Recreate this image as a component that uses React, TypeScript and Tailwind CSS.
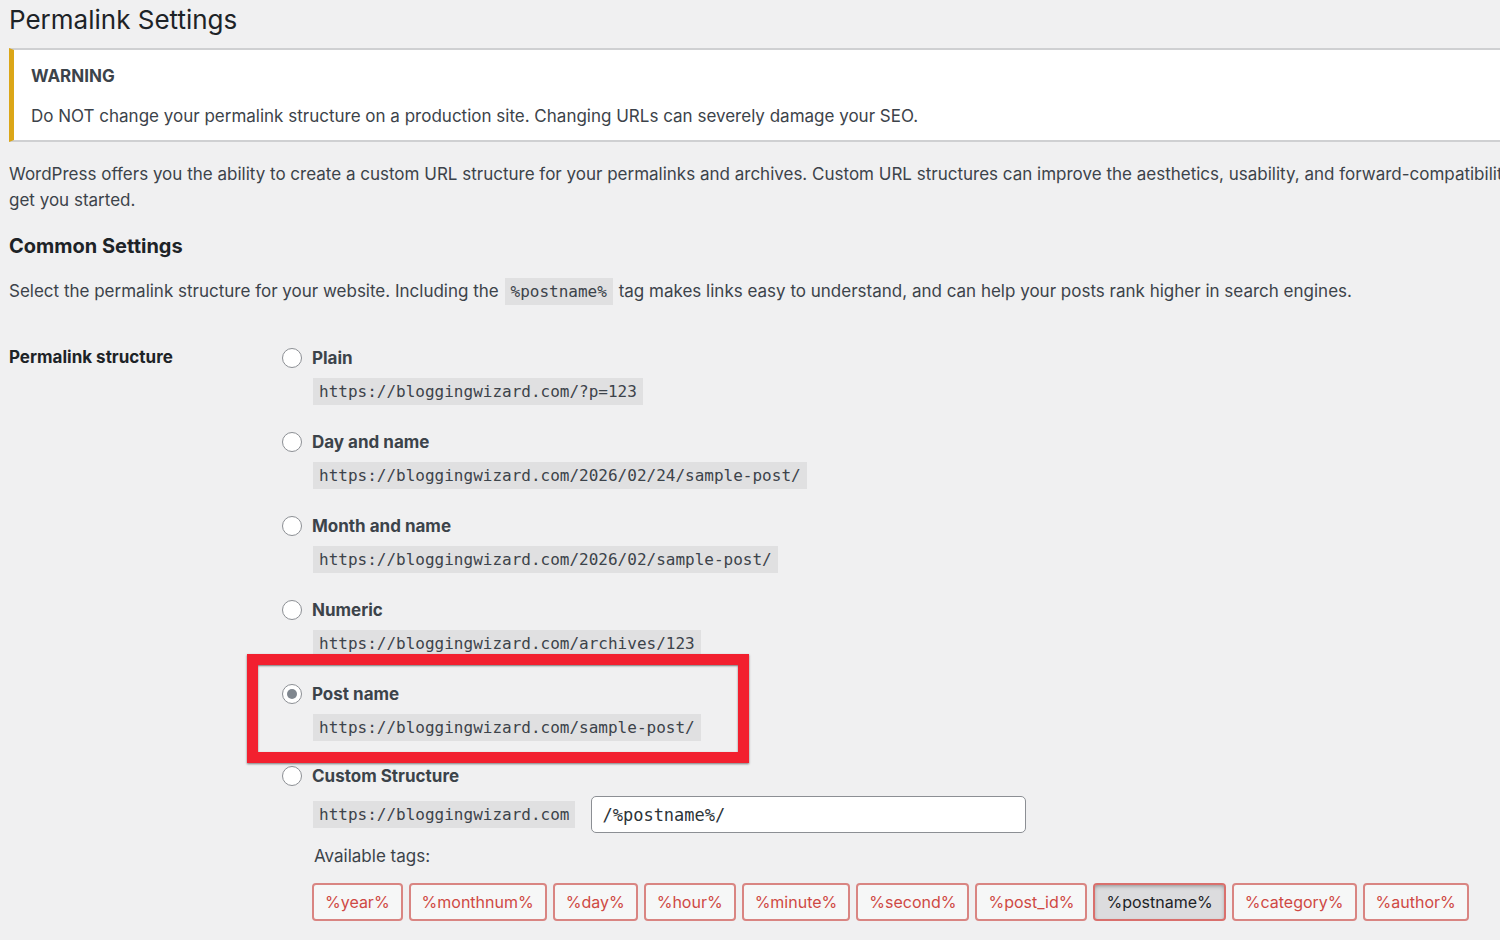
import { useState } from "react";
import type { ReactNode } from "react";

const site = "https://bloggingwizard.com";

const structures = [
  { id: "plain", label: "Plain", path: "/?p=123" },
  { id: "day-name", label: "Day and name", path: "/2026/02/24/sample-post/" },
  { id: "month-name", label: "Month and name", path: "/2026/02/sample-post/" },
  { id: "numeric", label: "Numeric", path: "/archives/123" },
  { id: "post-name", label: "Post name", path: "/sample-post/" },
];

const tags = [
  "%year%",
  "%monthnum%",
  "%day%",
  "%hour%",
  "%minute%",
  "%second%",
  "%post_id%",
  "%postname%",
  "%category%",
  "%author%",
];

function Code({ children }: { children: ReactNode }) {
  return (
    <code className="mx-px inline-block bg-[#e0e0e1] px-[6px] font-['DejaVu_Sans_Mono',monospace] text-[16px] leading-[27px]">
      {children}
    </code>
  );
}

type OptionProps = {
  id: string;
  label: string;
  checked: boolean;
  onSelect: (id: string) => void;
};

function Option({ id, label, checked, onSelect }: OptionProps) {
  return (
    <div className="flex h-[27px] items-center gap-[10px]">
      <input
        type="radio"
        name="structure"
        id={id}
        checked={checked}
        onChange={() => onSelect(id)}
        className="flex size-[20px] shrink-0 appearance-none items-center justify-center rounded-full border border-[#8c8f94] bg-white before:size-[10px] before:rounded-full checked:before:bg-[#7f868e] checked:before:content-['']"
      />
      <label htmlFor={id} className="font-bold">
        {label}
      </label>
    </div>
  );
}

export default function App() {
  const [selected, setSelected] = useState("post-name");
  const [custom, setCustom] = useState("/%postname%/");

  return (
    <main className="min-h-screen overflow-hidden bg-[#f0f0f1] pl-[9px] font-[Inter,sans-serif] text-[17px] leading-[26px] text-[#3c434a]">
      <h1 className="pt-1 text-[26px] leading-8 text-[#1d2327]">Permalink Settings</h1>

      <section className="mt-3 border-y-2 border-l-5 border-y-[#cfd0d2] border-l-[#dba617] bg-white px-[17px] pt-[13px] pb-[11px]">
        <p className="font-bold">WARNING</p>
        <p className="mt-[14px]">
          Do NOT change your permalink structure on a production site. Changing URLs can severely damage your SEO.
        </p>
      </section>

      <p className="mt-[19px] overflow-hidden whitespace-nowrap">
        WordPress offers you the ability to create a custom URL structure for your permalinks and archives. Custom URL
        structures can improve the aesthetics, usability, and forward-compatibility
        <br />
        get you started.
      </p>

      <h2 className="mt-[19px] text-[20px] leading-[28px] font-bold text-[#1d2327]">Common Settings</h2>
      <p className="mt-[18px] whitespace-nowrap">
        Select the permalink structure for your website. Including the <Code>%postname%</Code> tag makes links easy to
        understand, and can help your posts rank higher in search engines.
      </p>

      <form className="mt-[39px] flex" onSubmit={(e) => e.preventDefault()}>
        <h3 className="w-[273px] shrink-0 leading-[27px] font-bold text-[#1d2327]">Permalink structure</h3>
        <div>
          <div className="flex flex-col gap-[23px]">
            {structures.map((s) => (
              <div key={s.id} className="relative">
                <Option id={s.id} label={s.label} checked={selected === s.id} onSelect={setSelected} />
                <div className="mt-[7px] flex pl-[30px]">
                  <Code>
                    {site}
                    {s.path}
                  </Code>
                </div>
                {s.id === "post-name" && (
                  <div className="pointer-events-none absolute -top-[26px] -left-[35px] h-[109px] w-[502px] border-11 border-[#f2202f] shadow-[0_1px_2px_rgba(0,0,0,0.5),inset_0_1px_2px_rgba(0,0,0,0.5)]" />
                )}
              </div>
            ))}
          </div>

          <div className="mt-[21px]">
            <Option id="custom" label="Custom Structure" checked={selected === "custom"} onSelect={setSelected} />
            <div className="mt-[7px] flex items-center gap-[15px] pl-[30px]">
              <Code>{site}</Code>
              <input
                type="text"
                aria-label="Custom permalink structure"
                value={custom}
                onChange={(e) => setCustom(e.target.value)}
                className="h-[37px] w-[435px] rounded-[5px] border border-[#8c8f94] bg-white px-[10px] font-['DejaVu_Sans_Mono',monospace] text-[17px] text-[#2c3338]"
              />
            </div>
            <p className="mt-[10px] pl-[32px]">Available tags:</p>
            <div className="mt-[14px] flex gap-[6px] pl-[30px]">
              {tags.map((tag) => (
                <button
                  key={tag}
                  type="button"
                  aria-pressed={custom.includes(tag)}
                  className="h-[38px] rounded-[4px] border-2 border-[#d98582] bg-[#f6f7f7] px-[11px] text-[16px] text-[#cf4944] aria-pressed:border-[#d9706d] aria-pressed:bg-[#dcdcde] aria-pressed:text-[#1d2327] aria-pressed:shadow-[inset_0_2px_5px_-2px_rgba(0,0,0,0.5)]"
                >
                  {tag}
                </button>
              ))}
            </div>
          </div>
        </div>
      </form>
    </main>
  );
}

--

▶ [TASK DIRECTIONS] Reproduce the material above in full and without alteration, but skip all pictures.

▶ [TASK ANSWER]
Recreate this image as a component that uses React, TypeScript and Tailwind CSS.
import { useState } from "react";
import type { ReactNode } from "react";

const site = "https://bloggingwizard.com";

const structures = [
  { id: "plain", label: "Plain", path: "/?p=123" },
  { id: "day-name", label: "Day and name", path: "/2026/02/24/sample-post/" },
  { id: "month-name", label: "Month and name", path: "/2026/02/sample-post/" },
  { id: "numeric", label: "Numeric", path: "/archives/123" },
  { id: "post-name", label: "Post name", path: "/sample-post/" },
];

const tags = [
  "%year%",
  "%monthnum%",
  "%day%",
  "%hour%",
  "%minute%",
  "%second%",
  "%post_id%",
  "%postname%",
  "%category%",
  "%author%",
];

function Code({ children }: { children: ReactNode }) {
  return (
    <code className="mx-px inline-block bg-[#e0e0e1] px-[6px] font-['DejaVu_Sans_Mono',monospace] text-[16px] leading-[27px]">
      {children}
    </code>
  );
}

type OptionProps = {
  id: string;
  label: string;
  checked: boolean;
  onSelect: (id: string) => void;
};

function Option({ id, label, checked, onSelect }: OptionProps) {
  return (
    <div className="flex h-[27px] items-center gap-[10px]">
      <input
        type="radio"
        name="structure"
        id={id}
        checked={checked}
        onChange={() => onSelect(id)}
        className="flex size-[20px] shrink-0 appearance-none items-center justify-center rounded-full border border-[#8c8f94] bg-white before:size-[10px] before:rounded-full checked:before:bg-[#7f868e] checked:before:content-['']"
      />
      <label htmlFor={id} className="font-bold">
        {label}
      </label>
    </div>
  );
}

export default function App() {
  const [selected, setSelected] = useState("post-name");
  const [custom, setCustom] = useState("/%postname%/");

  return (
    <main className="min-h-screen overflow-hidden bg-[#f0f0f1] pl-[9px] font-[Inter,sans-serif] text-[17px] leading-[26px] text-[#3c434a]">
      <h1 className="pt-1 text-[26px] leading-8 text-[#1d2327]">Permalink Settings</h1>

      <section className="mt-3 border-y-2 border-l-5 border-y-[#cfd0d2] border-l-[#dba617] bg-white px-[17px] pt-[13px] pb-[11px]">
        <p className="font-bold">WARNING</p>
        <p className="mt-[14px]">
          Do NOT change your permalink structure on a production site. Changing URLs can severely damage your SEO.
        </p>
      </section>

      <p className="mt-[19px] overflow-hidden whitespace-nowrap">
        WordPress offers you the ability to create a custom URL structure for your permalinks and archives. Custom URL
        structures can improve the aesthetics, usability, and forward-compatibility
        <br />
        get you started.
      </p>

      <h2 className="mt-[19px] text-[20px] leading-[28px] font-bold text-[#1d2327]">Common Settings</h2>
      <p className="mt-[18px] whitespace-nowrap">
        Select the permalink structure for your website. Including the <Code>%postname%</Code> tag makes links easy to
        understand, and can help your posts rank higher in search engines.
      </p>

      <form className="mt-[39px] flex" onSubmit={(e) => e.preventDefault()}>
        <h3 className="w-[273px] shrink-0 leading-[27px] font-bold text-[#1d2327]">Permalink structure</h3>
        <div>
          <div className="flex flex-col gap-[23px]">
            {structures.map((s) => (
              <div key={s.id} className="relative">
                <Option id={s.id} label={s.label} checked={selected === s.id} onSelect={setSelected} />
                <div className="mt-[7px] flex pl-[30px]">
                  <Code>
                    {site}
                    {s.path}
                  </Code>
                </div>
                {s.id === "post-name" && (
                  <div className="pointer-events-none absolute -top-[26px] -left-[35px] h-[109px] w-[502px] border-11 border-[#f2202f] shadow-[0_1px_2px_rgba(0,0,0,0.5),inset_0_1px_2px_rgba(0,0,0,0.5)]" />
                )}
              </div>
            ))}
          </div>

          <div className="mt-[21px]">
            <Option id="custom" label="Custom Structure" checked={selected === "custom"} onSelect={setSelected} />
            <div className="mt-[7px] flex items-center gap-[15px] pl-[30px]">
              <Code>{site}</Code>
              <input
                type="text"
                aria-label="Custom permalink structure"
                value={custom}
                onChange={(e) => setCustom(e.target.value)}
                className="h-[37px] w-[435px] rounded-[5px] border border-[#8c8f94] bg-white px-[10px] font-['DejaVu_Sans_Mono',monospace] text-[17px] text-[#2c3338]"
              />
            </div>
            <p className="mt-[10px] pl-[32px]">Available tags:</p>
            <div className="mt-[14px] flex gap-[6px] pl-[30px]">
              {tags.map((tag) => (
                <button
                  key={tag}
                  type="button"
                  aria-pressed={custom.includes(tag)}
                  className="h-[38px] rounded-[4px] border-2 border-[#d98582] bg-[#f6f7f7] px-[11px] text-[16px] text-[#cf4944] aria-pressed:border-[#d9706d] aria-pressed:bg-[#dcdcde] aria-pressed:text-[#1d2327] aria-pressed:shadow-[inset_0_2px_5px_-2px_rgba(0,0,0,0.5)]"
                >
                  {tag}
                </button>
              ))}
            </div>
          </div>
        </div>
      </form>
    </main>
  );
}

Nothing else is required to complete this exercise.